• Supplied data
^^^^^^^^

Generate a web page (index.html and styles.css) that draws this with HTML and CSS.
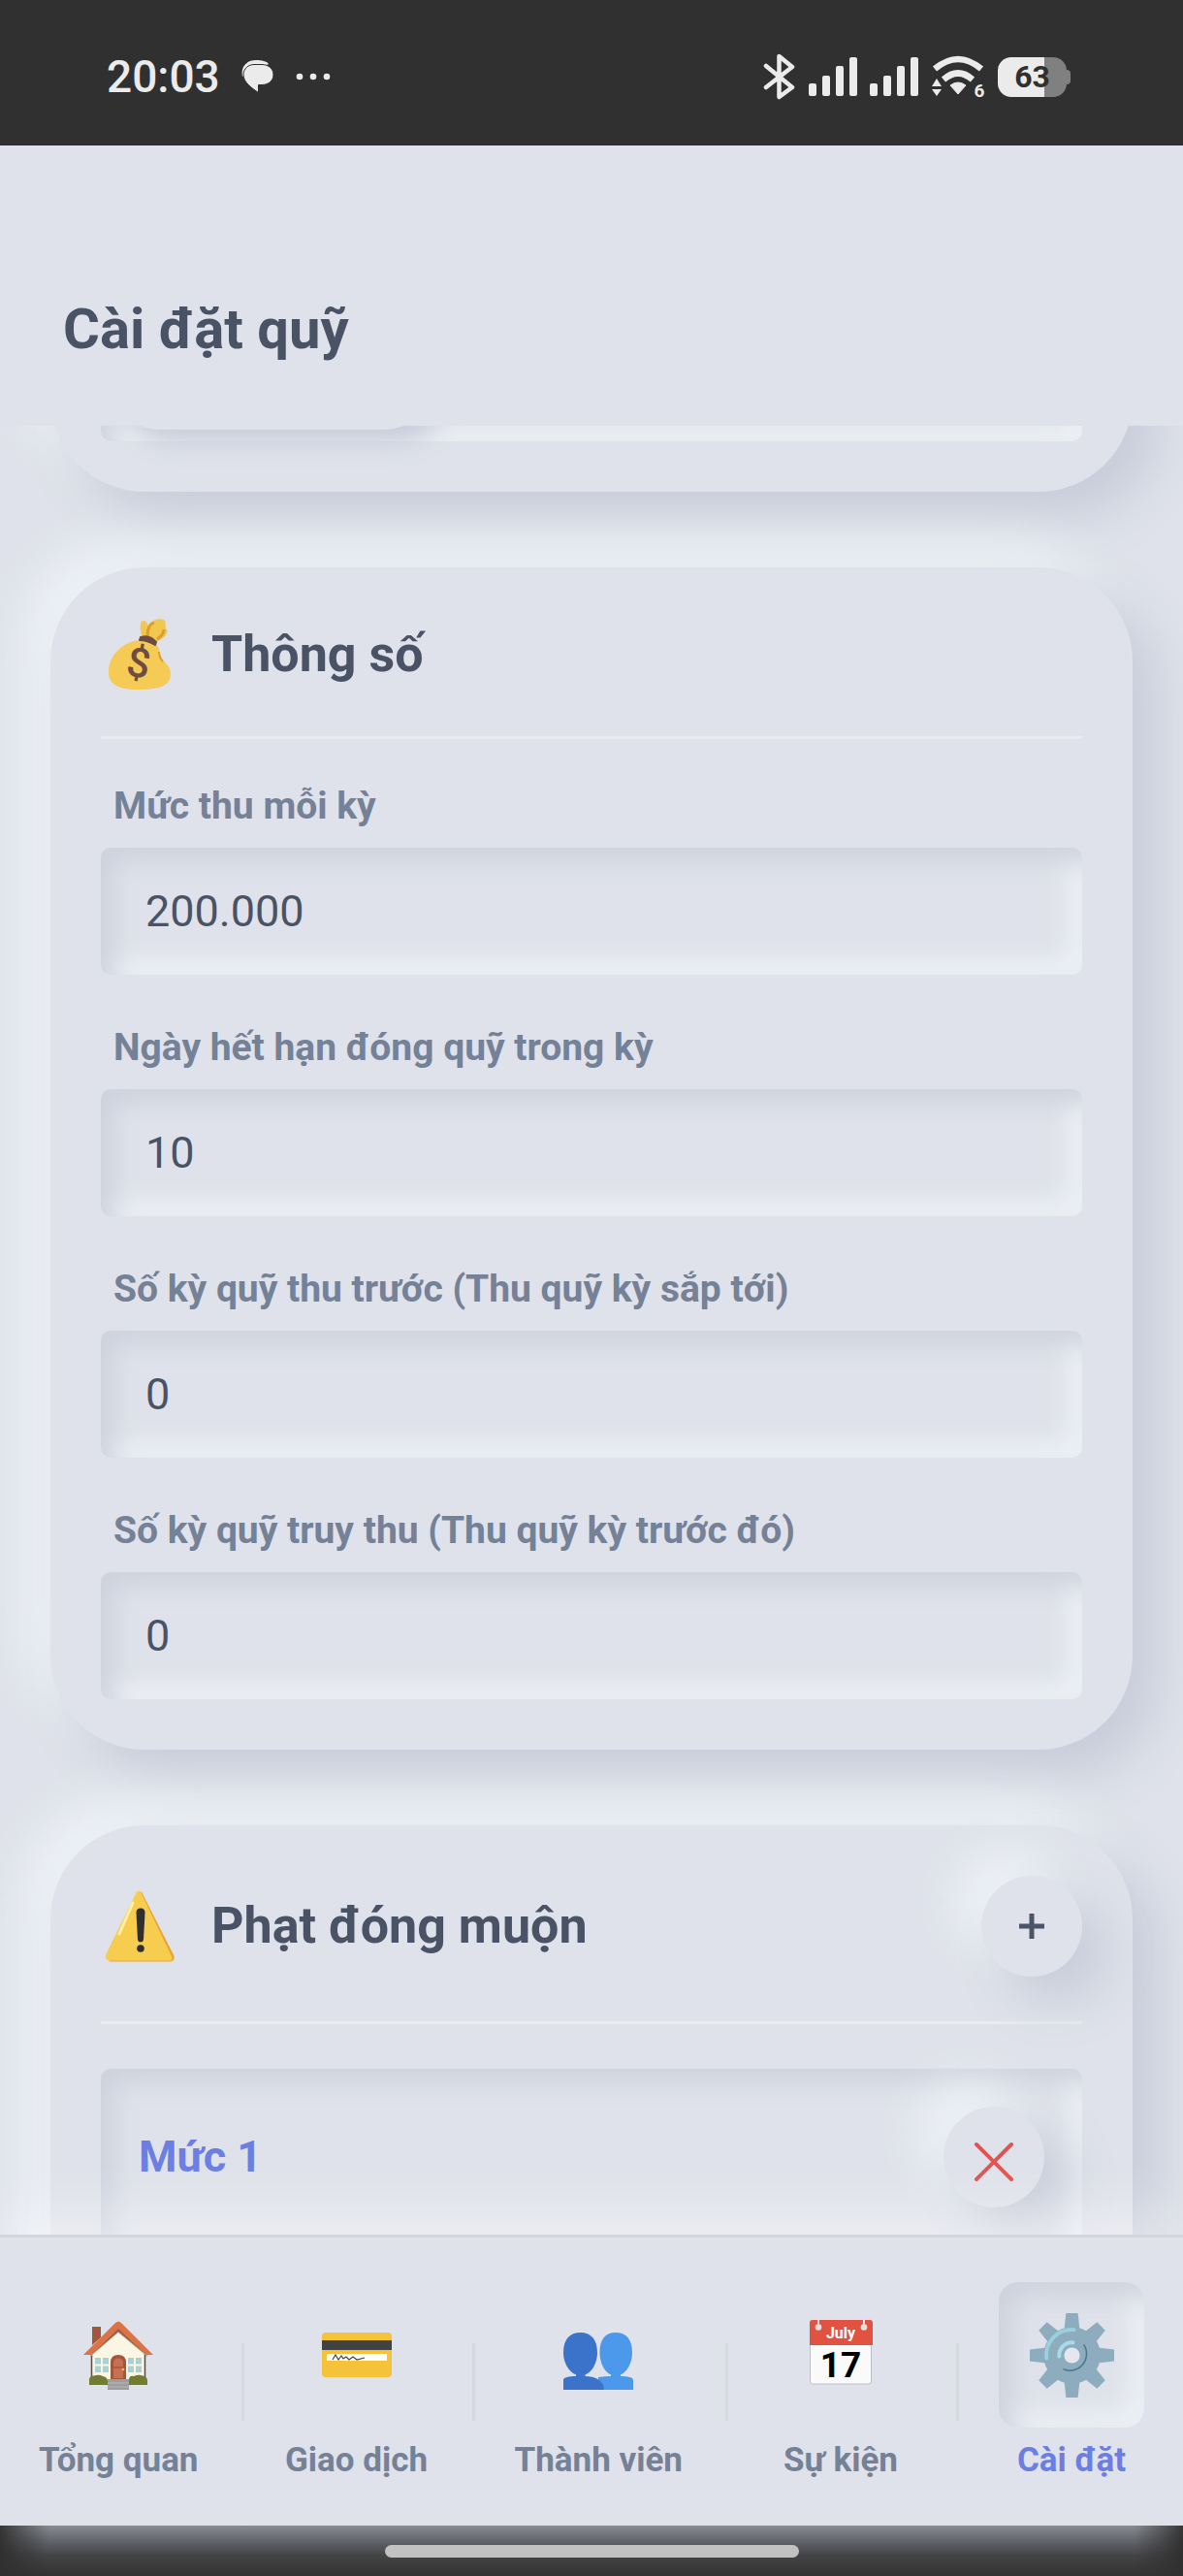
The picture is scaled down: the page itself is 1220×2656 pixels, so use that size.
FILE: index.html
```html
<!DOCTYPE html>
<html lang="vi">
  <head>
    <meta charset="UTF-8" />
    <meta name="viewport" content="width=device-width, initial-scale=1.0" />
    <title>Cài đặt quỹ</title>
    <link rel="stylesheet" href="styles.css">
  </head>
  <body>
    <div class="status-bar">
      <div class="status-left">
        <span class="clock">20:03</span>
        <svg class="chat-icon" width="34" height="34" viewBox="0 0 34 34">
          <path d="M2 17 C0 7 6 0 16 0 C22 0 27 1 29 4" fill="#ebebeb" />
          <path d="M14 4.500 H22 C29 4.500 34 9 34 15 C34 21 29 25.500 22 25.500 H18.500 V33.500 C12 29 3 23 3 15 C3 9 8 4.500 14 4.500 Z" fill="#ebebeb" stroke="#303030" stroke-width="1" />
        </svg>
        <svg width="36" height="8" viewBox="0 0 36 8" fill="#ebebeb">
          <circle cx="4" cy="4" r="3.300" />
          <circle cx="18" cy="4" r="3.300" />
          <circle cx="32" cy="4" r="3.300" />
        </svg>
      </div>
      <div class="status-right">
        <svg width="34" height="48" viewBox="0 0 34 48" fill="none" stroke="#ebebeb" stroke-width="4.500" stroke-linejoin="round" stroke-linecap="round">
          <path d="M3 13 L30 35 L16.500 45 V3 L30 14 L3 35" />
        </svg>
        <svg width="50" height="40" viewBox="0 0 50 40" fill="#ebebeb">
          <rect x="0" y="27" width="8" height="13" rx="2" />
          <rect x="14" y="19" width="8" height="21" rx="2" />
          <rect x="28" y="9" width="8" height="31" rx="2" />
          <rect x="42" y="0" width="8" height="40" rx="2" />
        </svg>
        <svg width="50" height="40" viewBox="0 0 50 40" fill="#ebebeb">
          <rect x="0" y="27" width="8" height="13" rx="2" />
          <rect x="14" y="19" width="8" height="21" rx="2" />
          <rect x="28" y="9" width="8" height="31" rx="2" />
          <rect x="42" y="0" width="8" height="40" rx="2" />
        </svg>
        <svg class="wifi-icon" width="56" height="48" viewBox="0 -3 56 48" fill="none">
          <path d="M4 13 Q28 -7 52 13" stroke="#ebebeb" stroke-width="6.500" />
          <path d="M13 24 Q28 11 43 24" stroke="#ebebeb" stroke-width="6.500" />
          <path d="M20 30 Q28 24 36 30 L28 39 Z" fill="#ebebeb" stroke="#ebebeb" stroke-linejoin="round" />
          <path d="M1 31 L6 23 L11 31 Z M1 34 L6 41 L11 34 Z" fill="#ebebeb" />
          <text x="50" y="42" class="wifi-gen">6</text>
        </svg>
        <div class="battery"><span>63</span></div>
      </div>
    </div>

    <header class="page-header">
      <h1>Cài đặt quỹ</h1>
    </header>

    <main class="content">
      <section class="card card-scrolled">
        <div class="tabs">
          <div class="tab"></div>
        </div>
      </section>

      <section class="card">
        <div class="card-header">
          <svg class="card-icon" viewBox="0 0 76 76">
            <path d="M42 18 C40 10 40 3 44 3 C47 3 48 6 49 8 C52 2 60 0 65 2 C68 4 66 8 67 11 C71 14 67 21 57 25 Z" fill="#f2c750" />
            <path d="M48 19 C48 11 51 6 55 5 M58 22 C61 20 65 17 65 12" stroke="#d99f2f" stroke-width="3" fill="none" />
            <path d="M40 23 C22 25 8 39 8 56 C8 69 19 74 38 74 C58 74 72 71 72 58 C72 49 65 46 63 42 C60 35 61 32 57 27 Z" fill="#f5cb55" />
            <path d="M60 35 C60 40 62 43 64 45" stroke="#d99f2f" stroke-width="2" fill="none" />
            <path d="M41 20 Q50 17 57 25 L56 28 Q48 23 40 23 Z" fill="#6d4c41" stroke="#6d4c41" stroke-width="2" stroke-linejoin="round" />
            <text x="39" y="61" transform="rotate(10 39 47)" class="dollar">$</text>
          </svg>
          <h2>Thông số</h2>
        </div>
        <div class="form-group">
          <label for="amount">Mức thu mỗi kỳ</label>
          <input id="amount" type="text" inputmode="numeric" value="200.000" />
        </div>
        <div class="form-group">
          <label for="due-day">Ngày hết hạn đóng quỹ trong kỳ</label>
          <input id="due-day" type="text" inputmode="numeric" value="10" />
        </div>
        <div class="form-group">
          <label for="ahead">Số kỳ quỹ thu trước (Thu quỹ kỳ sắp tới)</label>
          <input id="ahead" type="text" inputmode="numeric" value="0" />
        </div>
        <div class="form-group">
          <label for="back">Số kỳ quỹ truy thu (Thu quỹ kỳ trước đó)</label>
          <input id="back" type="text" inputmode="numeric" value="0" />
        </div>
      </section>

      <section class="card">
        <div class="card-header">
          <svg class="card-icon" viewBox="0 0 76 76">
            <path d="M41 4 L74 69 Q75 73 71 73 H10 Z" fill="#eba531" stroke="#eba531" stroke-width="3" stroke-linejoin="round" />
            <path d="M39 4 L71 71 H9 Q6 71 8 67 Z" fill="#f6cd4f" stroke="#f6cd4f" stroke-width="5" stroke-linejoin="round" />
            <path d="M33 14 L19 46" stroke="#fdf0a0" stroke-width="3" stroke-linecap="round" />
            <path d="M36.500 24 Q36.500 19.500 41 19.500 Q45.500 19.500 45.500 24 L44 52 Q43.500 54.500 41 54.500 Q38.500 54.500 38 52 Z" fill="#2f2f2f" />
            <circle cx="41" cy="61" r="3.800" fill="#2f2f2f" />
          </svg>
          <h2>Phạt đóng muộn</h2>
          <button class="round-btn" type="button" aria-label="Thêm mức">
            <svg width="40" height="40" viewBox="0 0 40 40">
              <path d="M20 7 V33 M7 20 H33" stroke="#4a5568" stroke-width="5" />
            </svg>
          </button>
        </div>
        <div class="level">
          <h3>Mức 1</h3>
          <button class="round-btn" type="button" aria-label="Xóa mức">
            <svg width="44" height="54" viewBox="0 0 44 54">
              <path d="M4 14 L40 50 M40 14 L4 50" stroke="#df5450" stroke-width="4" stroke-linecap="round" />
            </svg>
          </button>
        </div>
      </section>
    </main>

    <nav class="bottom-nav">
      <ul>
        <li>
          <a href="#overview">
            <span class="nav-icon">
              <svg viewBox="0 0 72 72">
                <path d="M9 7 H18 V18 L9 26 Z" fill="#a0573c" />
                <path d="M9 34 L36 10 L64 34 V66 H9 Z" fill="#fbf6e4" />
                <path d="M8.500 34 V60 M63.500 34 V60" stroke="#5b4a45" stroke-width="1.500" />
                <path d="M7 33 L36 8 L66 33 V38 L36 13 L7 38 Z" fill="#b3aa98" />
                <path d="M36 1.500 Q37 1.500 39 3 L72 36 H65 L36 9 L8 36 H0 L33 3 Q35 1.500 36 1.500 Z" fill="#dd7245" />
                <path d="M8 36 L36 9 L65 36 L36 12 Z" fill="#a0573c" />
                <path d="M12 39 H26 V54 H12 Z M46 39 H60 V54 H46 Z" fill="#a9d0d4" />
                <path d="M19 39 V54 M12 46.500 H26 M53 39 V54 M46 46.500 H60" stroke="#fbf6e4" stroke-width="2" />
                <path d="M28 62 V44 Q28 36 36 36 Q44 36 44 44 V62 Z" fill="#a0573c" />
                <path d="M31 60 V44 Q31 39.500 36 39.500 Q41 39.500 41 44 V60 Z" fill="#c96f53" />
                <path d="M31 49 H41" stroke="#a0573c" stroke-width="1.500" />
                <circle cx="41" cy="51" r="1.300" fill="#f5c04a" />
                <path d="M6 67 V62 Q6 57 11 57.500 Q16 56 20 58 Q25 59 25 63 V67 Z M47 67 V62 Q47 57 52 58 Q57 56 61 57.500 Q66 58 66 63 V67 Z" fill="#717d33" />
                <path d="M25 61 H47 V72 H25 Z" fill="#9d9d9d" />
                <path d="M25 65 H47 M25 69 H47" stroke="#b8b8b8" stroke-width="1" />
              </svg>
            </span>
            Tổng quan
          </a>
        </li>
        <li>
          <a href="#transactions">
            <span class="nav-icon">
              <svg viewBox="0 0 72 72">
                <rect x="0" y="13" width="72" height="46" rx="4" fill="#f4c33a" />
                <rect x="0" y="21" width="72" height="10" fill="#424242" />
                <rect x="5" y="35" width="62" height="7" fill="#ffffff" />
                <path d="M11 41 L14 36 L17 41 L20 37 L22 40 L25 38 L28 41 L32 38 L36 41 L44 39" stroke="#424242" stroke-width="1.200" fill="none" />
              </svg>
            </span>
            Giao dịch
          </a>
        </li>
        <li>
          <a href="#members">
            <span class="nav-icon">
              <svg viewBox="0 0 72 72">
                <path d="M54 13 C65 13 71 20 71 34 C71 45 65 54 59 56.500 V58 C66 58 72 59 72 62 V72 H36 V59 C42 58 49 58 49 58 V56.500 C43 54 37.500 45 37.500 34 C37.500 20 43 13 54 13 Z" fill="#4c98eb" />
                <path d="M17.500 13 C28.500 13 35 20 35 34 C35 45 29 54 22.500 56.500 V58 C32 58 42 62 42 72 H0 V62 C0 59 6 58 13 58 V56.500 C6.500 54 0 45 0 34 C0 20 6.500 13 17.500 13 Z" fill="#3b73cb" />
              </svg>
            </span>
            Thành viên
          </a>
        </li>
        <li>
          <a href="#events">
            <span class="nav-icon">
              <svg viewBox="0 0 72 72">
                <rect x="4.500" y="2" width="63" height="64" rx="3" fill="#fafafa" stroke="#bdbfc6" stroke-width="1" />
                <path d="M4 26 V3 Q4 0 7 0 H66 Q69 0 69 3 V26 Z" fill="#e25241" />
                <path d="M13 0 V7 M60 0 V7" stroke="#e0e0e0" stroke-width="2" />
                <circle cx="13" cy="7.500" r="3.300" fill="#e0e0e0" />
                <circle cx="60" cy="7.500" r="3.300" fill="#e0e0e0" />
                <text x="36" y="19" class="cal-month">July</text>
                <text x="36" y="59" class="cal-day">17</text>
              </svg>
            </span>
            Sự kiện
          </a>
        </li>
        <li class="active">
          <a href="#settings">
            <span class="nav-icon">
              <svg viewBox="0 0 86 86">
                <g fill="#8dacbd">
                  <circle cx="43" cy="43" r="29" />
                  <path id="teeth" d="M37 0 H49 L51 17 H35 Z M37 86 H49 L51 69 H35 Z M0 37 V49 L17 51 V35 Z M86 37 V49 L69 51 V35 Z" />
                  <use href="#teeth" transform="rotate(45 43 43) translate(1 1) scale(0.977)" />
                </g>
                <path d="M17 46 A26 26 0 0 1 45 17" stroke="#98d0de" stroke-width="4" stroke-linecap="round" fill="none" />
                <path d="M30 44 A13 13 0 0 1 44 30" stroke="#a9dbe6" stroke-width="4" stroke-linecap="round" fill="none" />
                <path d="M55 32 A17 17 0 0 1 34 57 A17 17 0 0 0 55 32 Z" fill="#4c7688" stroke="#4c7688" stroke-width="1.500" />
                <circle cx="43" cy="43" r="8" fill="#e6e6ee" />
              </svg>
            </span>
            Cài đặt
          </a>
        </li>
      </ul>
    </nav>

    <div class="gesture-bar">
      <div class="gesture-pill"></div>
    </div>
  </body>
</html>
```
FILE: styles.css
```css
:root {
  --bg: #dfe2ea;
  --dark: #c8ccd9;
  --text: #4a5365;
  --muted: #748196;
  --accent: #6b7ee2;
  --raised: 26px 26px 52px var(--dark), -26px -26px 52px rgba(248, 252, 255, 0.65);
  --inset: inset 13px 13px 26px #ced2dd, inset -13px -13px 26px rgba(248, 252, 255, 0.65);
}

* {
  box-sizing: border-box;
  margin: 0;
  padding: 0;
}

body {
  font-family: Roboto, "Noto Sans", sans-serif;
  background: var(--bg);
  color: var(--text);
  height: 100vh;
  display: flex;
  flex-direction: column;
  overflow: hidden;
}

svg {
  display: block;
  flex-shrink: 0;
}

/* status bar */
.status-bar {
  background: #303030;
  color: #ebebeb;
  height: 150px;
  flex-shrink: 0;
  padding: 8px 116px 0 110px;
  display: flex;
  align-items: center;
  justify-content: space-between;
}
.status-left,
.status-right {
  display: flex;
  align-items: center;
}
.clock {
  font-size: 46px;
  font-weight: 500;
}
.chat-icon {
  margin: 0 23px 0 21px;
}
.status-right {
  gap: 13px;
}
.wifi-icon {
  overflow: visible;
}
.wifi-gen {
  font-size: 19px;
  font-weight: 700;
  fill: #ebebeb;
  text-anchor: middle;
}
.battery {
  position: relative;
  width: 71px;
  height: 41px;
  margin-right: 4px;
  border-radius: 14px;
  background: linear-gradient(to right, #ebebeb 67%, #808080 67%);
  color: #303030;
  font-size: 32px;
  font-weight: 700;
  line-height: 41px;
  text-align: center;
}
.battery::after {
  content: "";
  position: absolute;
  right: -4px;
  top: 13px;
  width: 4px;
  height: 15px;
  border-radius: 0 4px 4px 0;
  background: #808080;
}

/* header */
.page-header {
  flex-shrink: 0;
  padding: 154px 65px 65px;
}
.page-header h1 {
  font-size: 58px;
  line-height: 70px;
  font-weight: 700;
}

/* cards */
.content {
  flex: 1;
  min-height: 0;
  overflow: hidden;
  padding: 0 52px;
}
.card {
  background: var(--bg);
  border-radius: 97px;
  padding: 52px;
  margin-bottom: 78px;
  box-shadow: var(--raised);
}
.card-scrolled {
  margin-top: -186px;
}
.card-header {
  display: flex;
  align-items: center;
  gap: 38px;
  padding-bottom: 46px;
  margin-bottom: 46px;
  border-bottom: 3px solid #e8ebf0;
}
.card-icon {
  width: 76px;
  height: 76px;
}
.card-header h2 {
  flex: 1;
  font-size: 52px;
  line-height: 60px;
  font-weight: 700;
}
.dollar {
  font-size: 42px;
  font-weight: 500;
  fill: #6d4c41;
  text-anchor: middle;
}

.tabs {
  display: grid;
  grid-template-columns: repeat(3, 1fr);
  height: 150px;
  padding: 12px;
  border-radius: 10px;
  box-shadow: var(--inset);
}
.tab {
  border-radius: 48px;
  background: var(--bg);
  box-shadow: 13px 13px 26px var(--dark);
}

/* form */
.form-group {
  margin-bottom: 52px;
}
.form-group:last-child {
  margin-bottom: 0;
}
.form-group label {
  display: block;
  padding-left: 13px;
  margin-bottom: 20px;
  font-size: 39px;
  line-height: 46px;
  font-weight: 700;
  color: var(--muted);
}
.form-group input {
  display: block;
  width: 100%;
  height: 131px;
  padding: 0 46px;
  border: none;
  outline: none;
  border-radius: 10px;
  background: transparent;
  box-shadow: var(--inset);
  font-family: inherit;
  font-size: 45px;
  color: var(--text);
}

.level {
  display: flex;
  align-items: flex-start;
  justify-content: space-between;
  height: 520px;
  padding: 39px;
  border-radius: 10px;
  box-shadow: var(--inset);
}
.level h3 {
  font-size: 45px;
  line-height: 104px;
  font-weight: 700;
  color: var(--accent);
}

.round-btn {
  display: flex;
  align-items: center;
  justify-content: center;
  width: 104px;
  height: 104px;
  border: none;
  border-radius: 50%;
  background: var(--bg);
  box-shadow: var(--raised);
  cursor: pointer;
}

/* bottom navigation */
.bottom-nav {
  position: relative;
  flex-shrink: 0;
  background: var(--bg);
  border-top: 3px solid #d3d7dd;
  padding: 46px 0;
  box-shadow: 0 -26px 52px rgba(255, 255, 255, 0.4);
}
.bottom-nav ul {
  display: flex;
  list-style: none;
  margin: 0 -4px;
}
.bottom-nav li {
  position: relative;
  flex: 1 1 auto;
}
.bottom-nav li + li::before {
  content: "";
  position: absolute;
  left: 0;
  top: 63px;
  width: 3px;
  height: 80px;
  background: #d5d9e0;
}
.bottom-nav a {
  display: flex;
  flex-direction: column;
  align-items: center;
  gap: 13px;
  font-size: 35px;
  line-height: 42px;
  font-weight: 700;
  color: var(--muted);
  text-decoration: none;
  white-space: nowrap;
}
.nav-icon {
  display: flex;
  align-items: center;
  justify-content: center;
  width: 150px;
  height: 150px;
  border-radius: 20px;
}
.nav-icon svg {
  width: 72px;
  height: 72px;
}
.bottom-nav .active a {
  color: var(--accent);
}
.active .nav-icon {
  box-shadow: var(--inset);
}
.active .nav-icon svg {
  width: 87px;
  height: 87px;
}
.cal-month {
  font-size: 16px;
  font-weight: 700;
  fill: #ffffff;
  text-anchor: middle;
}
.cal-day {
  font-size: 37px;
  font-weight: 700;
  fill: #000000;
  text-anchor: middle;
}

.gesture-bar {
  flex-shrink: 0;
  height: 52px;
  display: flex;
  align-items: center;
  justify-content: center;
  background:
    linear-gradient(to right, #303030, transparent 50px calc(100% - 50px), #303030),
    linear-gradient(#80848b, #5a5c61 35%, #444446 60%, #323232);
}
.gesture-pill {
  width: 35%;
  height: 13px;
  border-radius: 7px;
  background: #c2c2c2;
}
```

^^^^^^^^

• Task
Write down only the number of lines that contain the string "index" in the listing.

• Right answer
2